You are now in your nineties. You keep finding new documents about Brazil in the Dutch National Archives in The Hague. You have done a lot, you have published profusely, you have been a life-long activist for the rights of the indigenous populations in Brazil and an active supporter of all forms of Portuguese (including all the creoles spoken in the Portuguese speaking worlds). What do you still want to do?

Daydream. Be free to do my thinking. I walk. I wander on my own pace. I bike in the summer, up to a maximum of twenty kilometres to look at nature (particularly birds). I still take to the marshes in the Autumn to look at the amphibious animal populations. In June, I pay particular attention to the orchids and I map their bloom through the days. In the summer and early Autum, I take to the water. The inner lakes and the open sea. Elysium, Utopia.

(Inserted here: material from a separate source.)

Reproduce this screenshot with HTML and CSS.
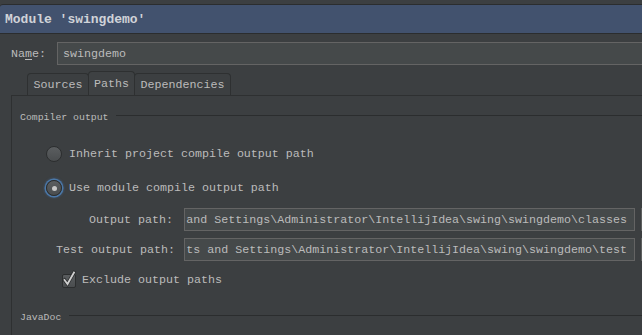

Besides, I still have the fortune to live quietly in the company of my wife Joana and our dogs… and my books.

References

1 Grading in Dutch School system runs from 0 to 10, with 6 being the pass mark and 8 or higher honours.

2 Pedro Calderón de la Barca (1600-1681), was a Spanish playwright: ‘Éstas que fueron pompa y alegría/Despertando al albor de la mañana,/A la tarde serán lástima vana/Durmiendo en brazos de la noche fría.//Este matiz que al cielo desafía,/Iris listado de oro, nieve y grana,/Será escarmiento de la vida humana:/¡Tanto se emprende en término de un día!//A florecer las rosas madrugaron,/Y para envejecerse florecieron:/Cuna y sepulcro en un botón hallaron.//Tales los hombres sus fortunas vieron:/En un día nacieron y expiraron;/Que pasados los siglos, horas fueron.

3 Referring here to the ‘golden age’ of linguistics at Columbia University

4 Mágico (PT): magical. Meigo (PT): to be kind.

5 Dutch Royal Netherlands Institute of Southeast Asian and Caribbean Studies.

6 Institute for War, Holocaust and Genocide Studies.

7 The original report dates to 2022 and was released to the public the day of the interview. For the full report see: Over de grens (oapen.org) (accessed 11-10-2024).